- What you have to do: Leave out the images and repeat the listing below without a single change.

- Data excerpt:

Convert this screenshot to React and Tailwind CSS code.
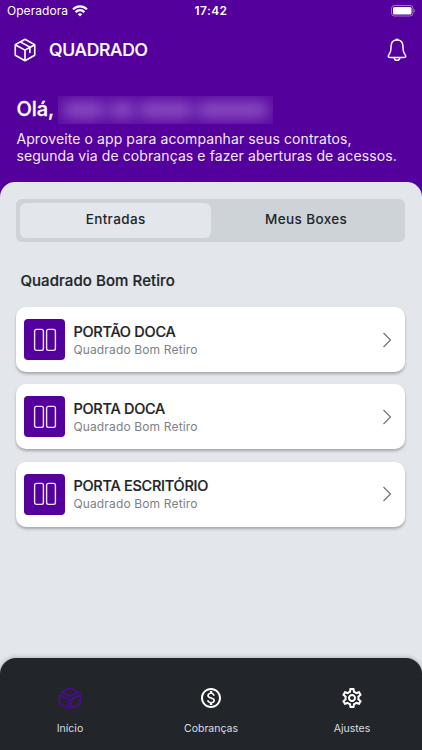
import { PiPackage } from "react-icons/pi";
import { MdOutlineMonetizationOn, MdOutlineSettings } from "react-icons/md";

const acessos = [
  { id: 1, nome: "PORTÃO DOCA", unidade: "Quadrado Bom Retiro" },
  { id: 2, nome: "PORTA DOCA", unidade: "Quadrado Bom Retiro" },
  { id: 3, nome: "PORTA ESCRITÓRIO", unidade: "Quadrado Bom Retiro" },
];

function IconeWifi() {
  return (
    <svg width="16" height="12" viewBox="0 0 16 12" fill="none" stroke="white" strokeWidth="2.3">
      <path d="M1 4.3C5 .3 11 .3 15 4.3" />
      <path d="M3.6 7.1C6.2 4.6 9.8 4.6 12.4 7.1" />
      <path d="M8 11.4L5.7 9.1C7 7.9 9 7.9 10.3 9.1Z" fill="white" stroke="none" />
    </svg>
  );
}

function IconeBateria() {
  return (
    <svg width="26" height="12" viewBox="0 0 26 12">
      <rect x="2.5" y="0.5" width="21.500" height="10.5" rx="3" fill="none" stroke="white" strokeOpacity="0.45" />
      <rect x="4" y="2" width="18.500" height="7.5" rx="1.6" fill="white" />
      <path d="M24.900 4v3.6c1.200-.5 1.200-3.1 0-3.6" fill="white" fillOpacity="0.5" />
    </svg>
  );
}

function IconeSino() {
  return (
    <svg width="26" height="26" viewBox="0 0 26 26" fill="none" stroke="white" strokeWidth="1.5" strokeLinecap="round" strokeLinejoin="round">
      <path d="M13 3C9.400 3 7.200 5.400 7.100 9C7 12.600 7.100 14.300 5.600 16.500C4.500 18.100 3.900 18.900 4.500 19.900C4.900 20.500 5.500 20.600 6.500 20.600H19.500C20.500 20.600 21.100 20.500 21.500 19.900C22.100 18.900 21.500 18.100 20.400 16.500C18.900 14.300 19 12.600 18.900 9C18.800 5.400 16.600 3 13 3Z" />
      <path d="M10.300 21.300C10.800 23.900 15.200 23.900 15.700 21.300" />
      <path d="M12 2.700C12.200 2 13.800 2 14 2.700" />
    </svg>
  );
}

function IconeCubo() {
  return (
    <svg width="24" height="24" viewBox="0 0 24 24" fill="none" stroke="#4b0a94" strokeWidth="1.7" strokeLinejoin="round">
      <path d="M12 1.900L20 6.200L12 10.300L4 6.200Z" />
      <path d="M1.600 8.800L10.700 13.300V22.200L3 18.600Q1.600 17.800 1.600 16.200Z" />
      <path d="M22.400 8.800L13.300 13.300V22.200L21 18.600Q22.400 17.800 22.400 16.200Z" />
    </svg>
  );
}

function IconePorta() {
  return (
    <svg width="24" height="24" viewBox="0 0 24 24" fill="none" stroke="#eee3fa" strokeWidth="1.4">
      <rect x="1.6" y="1.4" width="8.8" height="21" rx="1.8" />
      <rect x="13.6" y="1.4" width="8.8" height="21" rx="1.8" />
    </svg>
  );
}

function CardAcesso({ acesso }) {
  return (
    <button className="flex h-[65px] w-full items-center rounded-[10px] bg-white pl-2 pr-[13px] text-left shadow-[0_2px_3px_rgba(0,0,0,0.28)]">
      <span className="flex size-[41px] shrink-0 items-center justify-center rounded-[4px] bg-[#54009c]">
        <IconePorta />
      </span>
      <span className="ml-2 flex flex-1 flex-col pt-[2px]">
        <span className="text-[14.5px] font-medium leading-[18px] tracking-[-0.26px] text-[#212529] [-webkit-text-stroke:0.2px]">{acesso.nome}</span>
        <span className="text-[12px] leading-[18px] tracking-[0.15px] text-[#7d8186]">{acesso.unidade}</span>
      </span>
      <svg width="10" height="16" viewBox="0 0 10 16" fill="none" stroke="#6f7276" strokeWidth="1.2">
        <path d="M1.500 1L8.500 8L1.500 15" />
      </svg>
    </button>
  );
}

export default function App() {
  return (
    <div className="flex h-[750px] w-[422px] flex-col overflow-hidden bg-[#54009c] font-['Inter',sans-serif] text-white">
      <div className="grid h-[22px] shrink-0 grid-cols-3 items-center px-[7px]">
        <div className="flex items-center gap-[4px]">
          <span className="text-[12px] tracking-[0.05px]">Operadora</span>
          <IconeWifi />
        </div>
        <span className="text-center text-[12px] font-semibold tracking-[0.4px]">17:42</span>
        <div className="flex justify-end">
          <IconeBateria />
        </div>
      </div>

      <header className="flex h-14 shrink-0 items-center px-[12px]">
        <PiPackage className="size-[26px]" />
        <h1 className="ml-[11px] flex-1 text-[17.5px] font-medium tracking-[-0.28px] [-webkit-text-stroke:0.2px]">QUADRADO</h1>
        <IconeSino />
      </header>

      <section className="h-[104px] shrink-0 px-[16.4px] pt-[18px]">
        <div className="flex h-7 items-center gap-[3px]">
          <h2 className="w-[39px] pb-[2px] text-[20px] font-medium [-webkit-text-stroke:0.3px]">Olá,</h2>
          {/* nome do cliente oculto */}
          <div className="flex h-7 w-[215px] items-center gap-0.5 overflow-hidden bg-[#5a0ca1] px-1">
            <span className="h-4 w-11 rounded-full bg-[#8d4fc4] blur-[7px]"></span>
            <span className="h-4 w-7 rounded-full bg-[#8d4fc4] blur-[7px]"></span>
            <span className="h-4 w-14 rounded-full bg-[#8d4fc4] blur-[7px]"></span>
            <span className="h-4 flex-1 rounded-full bg-[#8d4fc4] blur-[7px]"></span>
          </div>
        </div>
        <p className="mt-[6px] whitespace-nowrap text-[14px] leading-[17.4px] tracking-[0.1px] text-[#f3e9fc]">
          Aproveite o app para acompanhar seus contratos,
          <br />
          segunda via de cobranças e fazer aberturas de acessos.
        </p>
      </section>

      <div className="flex flex-1 flex-col rounded-t-[15px] bg-[#e3e6eb] text-[#212529]">
        <main className="flex-1 px-[16.4px] pt-[17px]">
          <div className="grid h-[43px] w-[389px] grid-cols-2 rounded-[6px] bg-[#ced3d8] p-1 text-[13.5px] font-medium tracking-[0.38px]">
            <button className="rounded-[6px] bg-[#e3e6eb] pb-[3px]">Entradas</button>
            <button className="pb-[3px]">Meus Boxes</button>
          </div>

          <h3 className="ml-[4px] mt-[29px] text-[15px] font-medium leading-[20px] tracking-[0.08px] [-webkit-text-stroke:0.2px]">
            Quadrado Bom Retiro
          </h3>

          <div className="mt-[16px] flex w-[389px] flex-col gap-[12.3px]">
            {acessos.map((acesso) => (
              <CardAcesso key={acesso.id} acesso={acesso} />
            ))}
          </div>
        </main>

        <nav className="flex h-[92px] shrink-0 justify-between rounded-t-[16px] bg-[#22262b] px-[30px] pt-[28px] text-[10.5px] text-[#dcdee0] shadow-[0_0_5px_rgba(0,0,0,0.3)]">
          <button className="flex w-20 flex-col items-center">
            <IconeCubo />
            <span className="mt-[11px]">Início</span>
          </button>
          <button className="flex w-20 flex-col items-center">
            <MdOutlineMonetizationOn className="size-6 text-white" />
            <span className="mt-[11px]">Cobranças</span>
          </button>
          <button className="flex w-20 flex-col items-center">
            <MdOutlineSettings className="size-6 text-white" />
            <span className="mt-[11px]">Ajustes</span>
          </button>
        </nav>
      </div>
    </div>
  );
}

- Written response:
Convert this screenshot to React and Tailwind CSS code.
import { PiPackage } from "react-icons/pi";
import { MdOutlineMonetizationOn, MdOutlineSettings } from "react-icons/md";

const acessos = [
  { id: 1, nome: "PORTÃO DOCA", unidade: "Quadrado Bom Retiro" },
  { id: 2, nome: "PORTA DOCA", unidade: "Quadrado Bom Retiro" },
  { id: 3, nome: "PORTA ESCRITÓRIO", unidade: "Quadrado Bom Retiro" },
];

function IconeWifi() {
  return (
    <svg width="16" height="12" viewBox="0 0 16 12" fill="none" stroke="white" strokeWidth="2.3">
      <path d="M1 4.3C5 .3 11 .3 15 4.3" />
      <path d="M3.6 7.1C6.2 4.6 9.8 4.6 12.4 7.1" />
      <path d="M8 11.4L5.7 9.1C7 7.9 9 7.9 10.3 9.1Z" fill="white" stroke="none" />
    </svg>
  );
}

function IconeBateria() {
  return (
    <svg width="26" height="12" viewBox="0 0 26 12">
      <rect x="2.5" y="0.5" width="21.500" height="10.5" rx="3" fill="none" stroke="white" strokeOpacity="0.45" />
      <rect x="4" y="2" width="18.500" height="7.5" rx="1.6" fill="white" />
      <path d="M24.900 4v3.6c1.200-.5 1.200-3.1 0-3.6" fill="white" fillOpacity="0.5" />
    </svg>
  );
}

function IconeSino() {
  return (
    <svg width="26" height="26" viewBox="0 0 26 26" fill="none" stroke="white" strokeWidth="1.5" strokeLinecap="round" strokeLinejoin="round">
      <path d="M13 3C9.400 3 7.200 5.400 7.100 9C7 12.600 7.100 14.300 5.600 16.500C4.500 18.100 3.900 18.900 4.500 19.900C4.900 20.500 5.500 20.600 6.500 20.600H19.500C20.500 20.600 21.100 20.500 21.500 19.900C22.100 18.900 21.500 18.100 20.400 16.500C18.900 14.300 19 12.600 18.900 9C18.800 5.400 16.600 3 13 3Z" />
      <path d="M10.300 21.300C10.800 23.900 15.200 23.900 15.700 21.300" />
      <path d="M12 2.700C12.200 2 13.800 2 14 2.700" />
    </svg>
  );
}

function IconeCubo() {
  return (
    <svg width="24" height="24" viewBox="0 0 24 24" fill="none" stroke="#4b0a94" strokeWidth="1.7" strokeLinejoin="round">
      <path d="M12 1.900L20 6.200L12 10.300L4 6.200Z" />
      <path d="M1.600 8.800L10.700 13.300V22.200L3 18.600Q1.600 17.800 1.600 16.200Z" />
      <path d="M22.400 8.800L13.300 13.300V22.200L21 18.600Q22.400 17.800 22.400 16.200Z" />
    </svg>
  );
}

function IconePorta() {
  return (
    <svg width="24" height="24" viewBox="0 0 24 24" fill="none" stroke="#eee3fa" strokeWidth="1.4">
      <rect x="1.6" y="1.4" width="8.8" height="21" rx="1.8" />
      <rect x="13.6" y="1.4" width="8.8" height="21" rx="1.8" />
    </svg>
  );
}

function CardAcesso({ acesso }) {
  return (
    <button className="flex h-[65px] w-full items-center rounded-[10px] bg-white pl-2 pr-[13px] text-left shadow-[0_2px_3px_rgba(0,0,0,0.28)]">
      <span className="flex size-[41px] shrink-0 items-center justify-center rounded-[4px] bg-[#54009c]">
        <IconePorta />
      </span>
      <span className="ml-2 flex flex-1 flex-col pt-[2px]">
        <span className="text-[14.5px] font-medium leading-[18px] tracking-[-0.26px] text-[#212529] [-webkit-text-stroke:0.2px]">{acesso.nome}</span>
        <span className="text-[12px] leading-[18px] tracking-[0.15px] text-[#7d8186]">{acesso.unidade}</span>
      </span>
      <svg width="10" height="16" viewBox="0 0 10 16" fill="none" stroke="#6f7276" strokeWidth="1.2">
        <path d="M1.500 1L8.500 8L1.500 15" />
      </svg>
    </button>
  );
}

export default function App() {
  return (
    <div className="flex h-[750px] w-[422px] flex-col overflow-hidden bg-[#54009c] font-['Inter',sans-serif] text-white">
      <div className="grid h-[22px] shrink-0 grid-cols-3 items-center px-[7px]">
        <div className="flex items-center gap-[4px]">
          <span className="text-[12px] tracking-[0.05px]">Operadora</span>
          <IconeWifi />
        </div>
        <span className="text-center text-[12px] font-semibold tracking-[0.4px]">17:42</span>
        <div className="flex justify-end">
          <IconeBateria />
        </div>
      </div>

      <header className="flex h-14 shrink-0 items-center px-[12px]">
        <PiPackage className="size-[26px]" />
        <h1 className="ml-[11px] flex-1 text-[17.5px] font-medium tracking-[-0.28px] [-webkit-text-stroke:0.2px]">QUADRADO</h1>
        <IconeSino />
      </header>

      <section className="h-[104px] shrink-0 px-[16.4px] pt-[18px]">
        <div className="flex h-7 items-center gap-[3px]">
          <h2 className="w-[39px] pb-[2px] text-[20px] font-medium [-webkit-text-stroke:0.3px]">Olá,</h2>
          {/* nome do cliente oculto */}
          <div className="flex h-7 w-[215px] items-center gap-0.5 overflow-hidden bg-[#5a0ca1] px-1">
            <span className="h-4 w-11 rounded-full bg-[#8d4fc4] blur-[7px]"></span>
            <span className="h-4 w-7 rounded-full bg-[#8d4fc4] blur-[7px]"></span>
            <span className="h-4 w-14 rounded-full bg-[#8d4fc4] blur-[7px]"></span>
            <span className="h-4 flex-1 rounded-full bg-[#8d4fc4] blur-[7px]"></span>
          </div>
        </div>
        <p className="mt-[6px] whitespace-nowrap text-[14px] leading-[17.4px] tracking-[0.1px] text-[#f3e9fc]">
          Aproveite o app para acompanhar seus contratos,
          <br />
          segunda via de cobranças e fazer aberturas de acessos.
        </p>
      </section>

      <div className="flex flex-1 flex-col rounded-t-[15px] bg-[#e3e6eb] text-[#212529]">
        <main className="flex-1 px-[16.4px] pt-[17px]">
          <div className="grid h-[43px] w-[389px] grid-cols-2 rounded-[6px] bg-[#ced3d8] p-1 text-[13.5px] font-medium tracking-[0.38px]">
            <button className="rounded-[6px] bg-[#e3e6eb] pb-[3px]">Entradas</button>
            <button className="pb-[3px]">Meus Boxes</button>
          </div>

          <h3 className="ml-[4px] mt-[29px] text-[15px] font-medium leading-[20px] tracking-[0.08px] [-webkit-text-stroke:0.2px]">
            Quadrado Bom Retiro
          </h3>

          <div className="mt-[16px] flex w-[389px] flex-col gap-[12.3px]">
            {acessos.map((acesso) => (
              <CardAcesso key={acesso.id} acesso={acesso} />
            ))}
          </div>
        </main>

        <nav className="flex h-[92px] shrink-0 justify-between rounded-t-[16px] bg-[#22262b] px-[30px] pt-[28px] text-[10.5px] text-[#dcdee0] shadow-[0_0_5px_rgba(0,0,0,0.3)]">
          <button className="flex w-20 flex-col items-center">
            <IconeCubo />
            <span className="mt-[11px]">Início</span>
          </button>
          <button className="flex w-20 flex-col items-center">
            <MdOutlineMonetizationOn className="size-6 text-white" />
            <span className="mt-[11px]">Cobranças</span>
          </button>
          <button className="flex w-20 flex-col items-center">
            <MdOutlineSettings className="size-6 text-white" />
            <span className="mt-[11px]">Ajustes</span>
          </button>
        </nav>
      </div>
    </div>
  );
}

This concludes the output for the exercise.